Se a “Corrente do mal” (2014) fez uma espécie de recriação
radical dos clichês do horror moderno, “A bruxa” (2015) vai ainda mais fundo em
suas intenções artísticas – a obra dirigida pelo norte-americano Robert Eggers
é alienígena em relação a quase todos os preceitos contemporâneos do gênero em
questão. Pega-se conceitos básicos como a existência de entidades e criaturas
maléficas e sobrenaturais, uma floresta sombria, vítimas isoladas em um lugar
ermo, algumas sequências sangrentas. Tais elementos, entretanto, são apenas o
ponto de partida para a construção de um conto gótico mais propenso a desfiar
uma simbologia complexa e fascinante do que a instigar sustos fáceis no
público.
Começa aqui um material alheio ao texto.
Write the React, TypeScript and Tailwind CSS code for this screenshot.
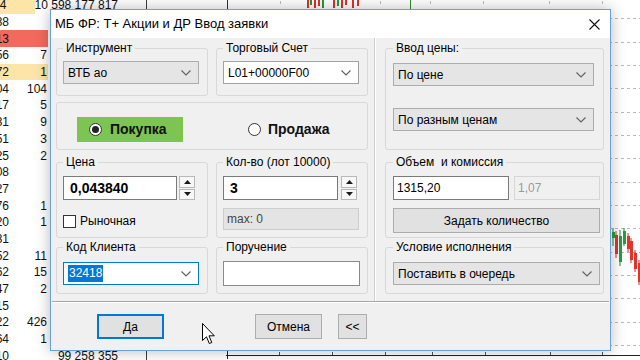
import React from 'react';
import { clsx } from 'clsx';

// background table rows (left edge of the terminal)
const colA = ['24', '38', '13', '56', '72', '04', '17', '31', '51', '25', '08', '27', '76', '20', '31', '52', '62', '47', '15', '22', '64', '10'];
const colB = ['', '', '', '7', '1', '104', '5', '9', '3', '2', '', '', '1', '1', '', '11', '15', '2', '', '426', '1', ''];
const colC: Record<number, string> = { 0: '10 598 177 817', 21: '99 258 355' };
const rowBg: Record<number, string> = { 0: 'bg-[#fce5a6]', 2: 'bg-[#f26a5d]', 4: 'bg-[#fce5a6]' };

const gridY = [18, 42, 65, 88, 112, 135, 158, 182, 205, 228, 252, 275, 298, 322, 345];

const candles = [
  { x: 612, hi: 228, lo: 246, o: 232, c: 238, up: true },
  { x: 615, hi: 231, lo: 258, o: 235, c: 254, up: false },
  { x: 619, hi: 230, lo: 266, o: 262, c: 236, up: true },
  { x: 623, hi: 228, lo: 246, o: 244, c: 231, up: true },
  { x: 627, hi: 233, lo: 252, o: 236, c: 249, up: false },
  { x: 630, hi: 238, lo: 263, o: 241, c: 260, up: false },
  { x: 634, hi: 250, lo: 272, o: 253, c: 269, up: false },
  { x: 638, hi: 260, lo: 285, o: 263, c: 282, up: false },
];

const topBars = [
  { x: 307, up: false, h: 8 },
  { x: 310, up: true, h: 5 },
  { x: 314, up: false, h: 8 },
  { x: 318, up: false, h: 6 },
  { x: 322, up: true, h: 8 },
  { x: 333, up: false, h: 8 },
  { x: 337, up: true, h: 6 },
  { x: 341, up: false, h: 8 },
  { x: 345, up: false, h: 5 },
  { x: 352, up: false, h: 8 },
  { x: 357, up: false, h: 6 },
];

function Table() {
  return (
    <div className="w-[147px] shrink-0 border-r border-[#3c3c3c] -mt-[3px] font-['Liberation_Sans',Arial,sans-serif] text-[12px] text-[#111]">
      {colA.map((a, i) => (
        <div key={i} className="flex h-[16.7px] items-center">
          <div className={clsx('w-[10px] h-full overflow-hidden flex justify-end items-center pr-[1px]', rowBg[i])}>
            <span className="whitespace-nowrap">{a}</span>
          </div>
          <div className={clsx('w-[38px] h-full flex justify-end items-center pr-[1px]', rowBg[i])}>{colB[i]}</div>
          <div className="flex-1 h-full flex justify-end items-center pr-[28px] whitespace-nowrap">{colC[i] ?? ''}</div>
        </div>
      ))}
    </div>
  );
}

function Chart() {
  return (
    <div className="flex-1 bg-white">
      <svg width="493" height="360" viewBox="147 0 493 360">
        {gridY.map((y) => (
          <line key={y} x1="147" x2="640" y1={y + 0.5} y2={y + 0.5} stroke="#b9b9b9" strokeDasharray="3 3" />
        ))}
        {/* strip above the dialog */}
        <line x1="227.5" x2="227.5" y1="0" y2="9" stroke="#333" />
        <line x1="410.5" x2="410.5" y1="0" y2="9" stroke="#2e8b3a" />
        {[280, 380, 430, 483, 549, 602].map((x) => (
          <line key={x} x1={x + 0.5} x2={x + 0.5} y1="1" y2="4" stroke="#bdbdbd" />
        ))}
        {topBars.map((b) => (
          <rect key={b.x} x={b.x} y={0} width="2" height={b.h} fill={b.up ? '#1f9a3a' : '#e0302a'} />
        ))}
        {/* candles right of the dialog */}
        {candles.map((c) => (
          <g key={c.x}>
            <line x1={c.x + 1} x2={c.x + 1} y1={c.hi} y2={c.lo} stroke={c.up ? '#1a8a32' : '#d8281f'} />
            <rect
              x={c.x}
              y={Math.min(c.o, c.c)}
              width="3"
              height={Math.abs(c.o - c.c)}
              fill={c.up ? '#22a03c' : '#e2342b'}
            />
          </g>
        ))}
        {/* bottom time axis */}
        <line x1="226" x2="640" y1="355.5" y2="355.5" stroke="#222" />
        <line x1="227.5" x2="227.5" y1="351" y2="359" stroke="#222" />
        {[279, 332, 385, 432, 485, 550, 602].map((x) => (
          <line key={x} x1={x + 0.5} x2={x + 0.5} y1="352" y2="355" stroke="#555" />
        ))}
      </svg>
    </div>
  );
}

const Chevron = () => (
  <svg width="10" height="6" viewBox="0 0 10 6" className="shrink-0">
    <path d="M0.5 0.5 L5 5 L9.5 0.5" fill="none" stroke="#606060" strokeWidth="1.1" />
  </svg>
);

function Combo({
  value,
  w,
  white,
  focused,
  className,
}: {
  value: string;
  w: string;
  white?: boolean;
  focused?: boolean;
  className?: string;
}) {
  return (
    <div
      className={clsx(
        'flex items-center justify-between h-[23px] pl-[4px] pr-[7px] border text-[12px] text-black',
        w,
        white ? 'bg-white' : 'bg-[#e5e5e5] border-[#adadad]',
        white && !focused && 'border-[#a2a2a2]',
        focused && 'border-[#0078d7]',
        className
      )}
    >
      {focused ? <span className="bg-[#0078d7] text-white px-[1px] leading-[17px]">{value}</span> : <span>{value}</span>}
      <Chevron />
    </div>
  );
}

function Spinner() {
  return (
    <div className="flex flex-col w-[16px] h-[24px] gap-[1px] shrink-0">
      <div className="flex-1 flex items-center justify-center bg-[#f7f7f7] border border-[#b8b8b8]">
        <svg width="7" height="4" viewBox="0 0 7 4">
          <path d="M0 4 L3.5 0 L7 4 Z" fill="#1a1a1a" />
        </svg>
      </div>
      <div className="flex-1 flex items-center justify-center bg-[#f7f7f7] border border-[#b8b8b8]">
        <svg width="7" height="4" viewBox="0 0 7 4">
          <path d="M0 0 L3.5 4 L7 0 Z" fill="#1a1a1a" />
        </svg>
      </div>
    </div>
  );
}

function GroupBox({ label, className, children }: { label: string; className: string; children?: React.ReactNode }) {
  return (
    <fieldset className={clsx('border border-[#d8d8d8] rounded-[3px] min-w-0', className)}>
      <legend className="px-[3px] text-[12px] leading-[16px] text-black whitespace-pre">{label}</legend>
      {children}
    </fieldset>
  );
}

const Radio = ({ on }: { on?: boolean }) => (
  <span className="w-[13px] h-[13px] rounded-full border border-[#333] bg-white flex items-center justify-center shrink-0">
    {on && <span className="w-[7px] h-[7px] rounded-full bg-[#222]" />}
  </span>
);

function Button({ children, w, primary, className }: { children: React.ReactNode; w: string; primary?: boolean; className?: string }) {
  return (
    <div
      className={clsx(
        'h-[25px] flex items-center justify-center bg-[#e1e1e1] text-[12px] text-black',
        primary ? 'border-2 border-[#0078d7]' : 'border border-[#adadad]',
        w,
        className
      )}
    >
      {children}
    </div>
  );
}

function OrderDialog() {
  return (
    <div className="absolute left-[50px] top-[9px] w-[561px] h-[342px] border border-[#6c9fd6] bg-[#f0f0f0] shadow-[0_0_14px_rgba(0,0,0,0.28)] flex flex-col font-['Liberation_Sans',Arial,sans-serif]">
      {/* title bar */}
      <div className="h-[28px] shrink-0 bg-white flex items-center justify-between pl-[4px] pr-[10px]">
        <span className="text-[13px] text-black">МБ ФР: Т+ Акции и ДР Ввод заявки</span>
        <svg width="11" height="11" viewBox="0 0 11 11">
          <path d="M0.5 0.5 L10.5 10.5 M10.5 0.5 L0.5 10.5" stroke="#111" strokeWidth="1.1" />
        </svg>
      </div>

      {/* form */}
      <div className="flex h-[263px] px-[5px] pt-[2px]">
        <div className="w-[312px] flex flex-col">
          <div className="flex gap-[8px]">
            <GroupBox label="Инструмент" className="w-[152px] h-[56px] px-[6px]">
              <Combo value="ВТБ ао" w="w-[136px]" className="mt-[5px]" />
            </GroupBox>
            <GroupBox label="Торговый Счет" className="w-[152px] h-[56px] px-[6px]">
              <Combo value="L01+00000F00" w="w-[136px]" white className="mt-[5px]" />
            </GroupBox>
          </div>

          <div className="mt-[6px] h-[48px] border border-[#d8d8d8] rounded-[3px] flex items-start pt-[14px] pl-[20px]">
            <div className="w-[106px] h-[25px] bg-[#7dc452] flex items-center pl-[12px] gap-[8px]">
              <Radio on />
              <span className="text-[14px] font-bold text-[#111]">Покупка</span>
            </div>
            <div className="ml-[65px] h-[25px] flex items-center gap-[7px]">
              <Radio />
              <span className="text-[14px] font-bold text-[#111]">Продажа</span>
            </div>
          </div>

          <div className="mt-[4px] flex gap-[8px]">
            <GroupBox label="Цена" className="w-[152px] h-[84px] px-[6px]">
              <div className="mt-[6px] flex gap-[2px]">
                <div className="w-[114px] h-[24px] bg-white border border-[#7a7a7a] flex items-center pl-[6px] text-[14px] font-bold text-black">
                  0,043840
                </div>
                <Spinner />
              </div>
              <div className="mt-[10px] h-[22px] flex items-center gap-[4px]">
                <span className="w-[13px] h-[13px] bg-white border border-[#333]" />
                <span className="text-[12px] text-black">Рыночная</span>
              </div>
            </GroupBox>
            <GroupBox label="Кол-во (лот 10000)" className="w-[152px] h-[84px] px-[6px]">
              <div className="mt-[6px] flex gap-[3px]">
                <div className="w-[115px] h-[24px] bg-white border border-[#7a7a7a] flex items-center pl-[6px] text-[14px] font-bold text-black">
                  3
                </div>
                <Spinner />
              </div>
              <div className="mt-[8px] w-[136px] h-[22px] bg-[#e4e4e4] border border-[#cdcdcd] flex items-center pl-[3px] text-[12px] text-[#444]">
                max: 0
              </div>
            </GroupBox>
          </div>

          <div className="mt-[1px] flex gap-[8px]">
            <GroupBox label="Код Клиента" className="w-[152px] h-[55px] px-[6px]">
              <Combo value="32418" w="w-[136px]" white focused className="mt-[7px]" />
            </GroupBox>
            <GroupBox label="Поручение" className="w-[152px] h-[55px] px-[6px]">
              <div className="mt-[6px] w-[137px] h-[25px] bg-white border border-[#8a8a8a]" />
            </GroupBox>
          </div>
        </div>

        <div className="ml-[6px] -mt-[2px] w-[2px] self-stretch border-l border-[#cdcdcd] border-r border-r-white" />

        <div className="ml-[9px] w-[219px] flex flex-col">
          <GroupBox label="Ввод цены:" className="h-[110px] pl-[7px] pr-[3px]">
            <Combo value="По цене" w="w-[201px]" className="mt-[7px]" />
            <Combo value="По разным ценам" w="w-[201px]" className="mt-[22px]" />
          </GroupBox>
          <GroupBox label="Объем  и комиссия" className="mt-[4px] h-[84px] pl-[7px] pr-[3px]">
            <div className="mt-[6px] flex gap-[5px]">
              <div className="w-[116px] h-[24px] bg-white border border-[#7a7a7a] flex items-center pl-[3px] text-[12px] text-black">
                1315,20
              </div>
              <div className="w-[86px] h-[24px] bg-[#f0f0f0] border border-[#d6d6d6] flex items-center pl-[3px] text-[12px] text-[#9a9a9a]">
                1,07
              </div>
            </div>
            <Button w="w-[207px]" className="mt-[8px] h-[22px]">
              Задать количество
            </Button>
          </GroupBox>
          <GroupBox label="Условие исполнения" className="mt-[1px] h-[55px] pl-[7px] pr-[3px]">
            <Combo value="Поставить в очередь" w="w-[207px]" className="mt-[7px]" />
          </GroupBox>
        </div>
      </div>

      {/* separator */}
      <div className="mx-[1px] h-[2px] border-t border-[#a6a6a6] border-b border-b-white" />

      {/* buttons */}
      <div className="flex pt-[11px] pl-[46px]">
        <Button w="w-[67px]" primary>
          Да
        </Button>
        <Button w="w-[67px]" className="ml-[91px]">
          Отмена
        </Button>
        <Button w="w-[29px]" className="ml-[16px]">
          &lt;&lt;
        </Button>
      </div>
    </div>
  );
}

export default function App() {
  return (
    <div className="relative w-[640px] h-[360px] overflow-hidden bg-white">
      <div className="flex h-full">
        <Table />
        <Chart />
      </div>
      <OrderDialog />
      <svg className="absolute left-[202px] top-[323px]" width="14" height="22" viewBox="0 0 14 22">
        <path d="M0.5 0.5 L0.5 17.5 L4.5 13.8 L7.3 20.5 L9.8 19.5 L7 12.8 L12.3 12.8 Z" fill="white" stroke="black" strokeWidth="1" />
      </svg>
    </div>
  );
}
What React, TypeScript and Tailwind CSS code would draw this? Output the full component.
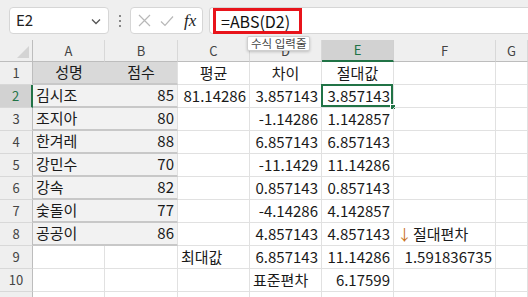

A própria parte estética já diz muito dessa abordagem da produção, em
nuances diferenciadas como a fotografia de tons esmaecidos, a direção de arte
na sua síntese de rigor e ascetismo visuais, a edição de poucos e elegantes
cortes. A encenação criada por Eggers é extraordinária em termos de atmosfera e
caracterização de situações e personagens, combinando solenidade irônica e sutilezas
psicológicas. Com o desenvolvimento da trama, o padrão tradicional de “luta do
bem contra o mal” vai se esvanecendo em nome de um retrato atávico da relação
conflituosa do homem com a natureza e também de uma sarcástica visão crítica
sobre o patriarcalismo e a repressão religiosa. Nesse contexto, o verdadeiro
horror não está nas ações da bruxa do título ou na conspiração silenciosa dos
animais, mas sim no enlouquecido fundamentalismo cristão familiar que oprime a
jovem Thomasin (Anya Taylor Joy). Dentro dessa lógica, a história avança de
forma inexorável e com uma desconcertante coerência existencial. Nesse sentido,
por exemplo, é antológica a sequência em que o garoto Caleb (Harvey Scrimshaw),
um pobre coitado cheio de desejos incestuosos para com Thomasin, se embrenha na
floresta e acaba aos pés de uma belíssima feiticeira nua que o beija. E em sua
conclusão, no diálogo entre Thomasin e o melífluo Black Phillip (o bode mais
carismático da história recente do cinema) e na sua literal e dionisíaca
ascensão, “A bruxa” se configura em definitivo como uma das obras mais libertárias
a surgir nas telas nos últimos anos.